I once wrote in a caption that the old buildings along San Pedro Street had souls of their own. I always imagined the spirits of old people in my childhood, regularly milling about its dimmed sidewalks, which, back in the day, were still free of stalls and hawkers.

Some among them, my father’s workmates, resplendent in their starched white pants, puff their brown cigars while probably just hanging around before dinnertime. Right above them, looking down from windows decorated by an assortment of shirts and underwear, wives and other residents loudly join in conversation while heckling a few passers-by.

A few years ago, while walking past the park fronting City Hall near twilight, I imagined old kalesas inching slowly through old San Pedro, briefly stopping by the Three Sisters soda fountain, before proceeding to unknown destinations in Bankerohan.

In their wake, the lingering smell of dung and sweat from their malnourished and ashen-white steeds hung in the air. In that daydream, I’m back with my grandfather, Lolo Ute, as he chats with one of the sisters inside the salon while I dive deep into their halo-halo specialty. That memory may be gone now, like ghostly mist, but it was great while it lasted.

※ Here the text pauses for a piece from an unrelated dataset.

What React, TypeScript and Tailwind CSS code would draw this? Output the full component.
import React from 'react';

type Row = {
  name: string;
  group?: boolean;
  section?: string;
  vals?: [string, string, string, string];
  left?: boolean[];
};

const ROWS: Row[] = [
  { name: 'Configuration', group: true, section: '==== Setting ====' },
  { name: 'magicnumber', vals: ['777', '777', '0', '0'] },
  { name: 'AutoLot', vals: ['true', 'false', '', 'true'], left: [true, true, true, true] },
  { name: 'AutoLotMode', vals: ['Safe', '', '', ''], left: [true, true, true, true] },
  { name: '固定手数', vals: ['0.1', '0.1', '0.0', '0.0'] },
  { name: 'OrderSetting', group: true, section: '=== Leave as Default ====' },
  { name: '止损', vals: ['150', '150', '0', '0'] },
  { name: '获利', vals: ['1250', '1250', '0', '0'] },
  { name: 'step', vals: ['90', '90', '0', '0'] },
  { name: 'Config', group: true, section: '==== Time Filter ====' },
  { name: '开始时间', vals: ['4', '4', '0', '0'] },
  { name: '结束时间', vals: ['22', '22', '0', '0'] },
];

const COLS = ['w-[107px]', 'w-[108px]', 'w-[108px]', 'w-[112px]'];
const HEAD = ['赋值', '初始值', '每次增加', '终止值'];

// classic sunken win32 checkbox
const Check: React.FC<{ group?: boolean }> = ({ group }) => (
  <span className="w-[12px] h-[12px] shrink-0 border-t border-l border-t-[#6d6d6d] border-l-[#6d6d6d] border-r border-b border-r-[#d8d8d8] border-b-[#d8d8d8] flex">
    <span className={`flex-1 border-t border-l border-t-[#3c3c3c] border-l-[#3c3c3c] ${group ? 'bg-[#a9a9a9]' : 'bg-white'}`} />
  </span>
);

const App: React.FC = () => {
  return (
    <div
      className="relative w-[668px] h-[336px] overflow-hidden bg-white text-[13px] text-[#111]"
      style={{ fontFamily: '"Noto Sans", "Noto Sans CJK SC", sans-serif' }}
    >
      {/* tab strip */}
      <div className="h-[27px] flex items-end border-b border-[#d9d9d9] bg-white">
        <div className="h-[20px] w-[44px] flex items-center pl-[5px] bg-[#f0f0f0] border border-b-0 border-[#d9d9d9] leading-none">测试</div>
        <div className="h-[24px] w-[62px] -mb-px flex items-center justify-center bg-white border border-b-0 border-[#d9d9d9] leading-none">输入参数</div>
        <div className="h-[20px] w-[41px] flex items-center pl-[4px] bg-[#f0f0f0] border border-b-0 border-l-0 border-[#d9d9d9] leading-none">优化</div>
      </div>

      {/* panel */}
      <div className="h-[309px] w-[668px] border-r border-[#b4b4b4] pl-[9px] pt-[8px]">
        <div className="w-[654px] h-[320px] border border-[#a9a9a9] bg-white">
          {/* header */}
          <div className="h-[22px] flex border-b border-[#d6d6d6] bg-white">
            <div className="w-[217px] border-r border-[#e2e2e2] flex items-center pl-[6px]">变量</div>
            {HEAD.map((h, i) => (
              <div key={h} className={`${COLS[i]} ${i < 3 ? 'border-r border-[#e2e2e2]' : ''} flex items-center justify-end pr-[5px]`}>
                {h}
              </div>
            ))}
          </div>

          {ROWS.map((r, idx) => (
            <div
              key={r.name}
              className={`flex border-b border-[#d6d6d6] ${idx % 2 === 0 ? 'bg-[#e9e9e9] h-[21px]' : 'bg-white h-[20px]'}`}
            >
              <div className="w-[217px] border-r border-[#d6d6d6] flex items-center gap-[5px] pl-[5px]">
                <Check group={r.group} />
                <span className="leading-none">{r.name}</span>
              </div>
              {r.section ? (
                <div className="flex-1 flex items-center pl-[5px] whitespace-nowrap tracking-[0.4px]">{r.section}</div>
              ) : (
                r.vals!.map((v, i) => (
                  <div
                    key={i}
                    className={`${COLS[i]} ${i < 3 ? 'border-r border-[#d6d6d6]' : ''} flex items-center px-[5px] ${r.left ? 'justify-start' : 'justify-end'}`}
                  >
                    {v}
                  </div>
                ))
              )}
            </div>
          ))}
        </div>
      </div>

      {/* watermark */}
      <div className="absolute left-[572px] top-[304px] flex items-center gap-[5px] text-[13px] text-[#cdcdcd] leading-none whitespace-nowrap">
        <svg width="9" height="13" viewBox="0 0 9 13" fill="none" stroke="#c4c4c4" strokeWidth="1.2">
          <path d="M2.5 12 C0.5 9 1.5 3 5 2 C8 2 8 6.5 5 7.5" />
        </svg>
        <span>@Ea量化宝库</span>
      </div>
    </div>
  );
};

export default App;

For us old-timers, it’s not at all difficult to be lost in a whirl of fond remembering. Perhaps to aid you in reverie, Rizal Park and City Hall still stand. Then, if you’re feeling lucky, try catching those brief seconds at dusk, when the light is just right and the bell tower is ringing the Angelus.

The darkening shadows of Acacias will assist you in opening that magical portal of reliving our past, on this, our supposed independence day.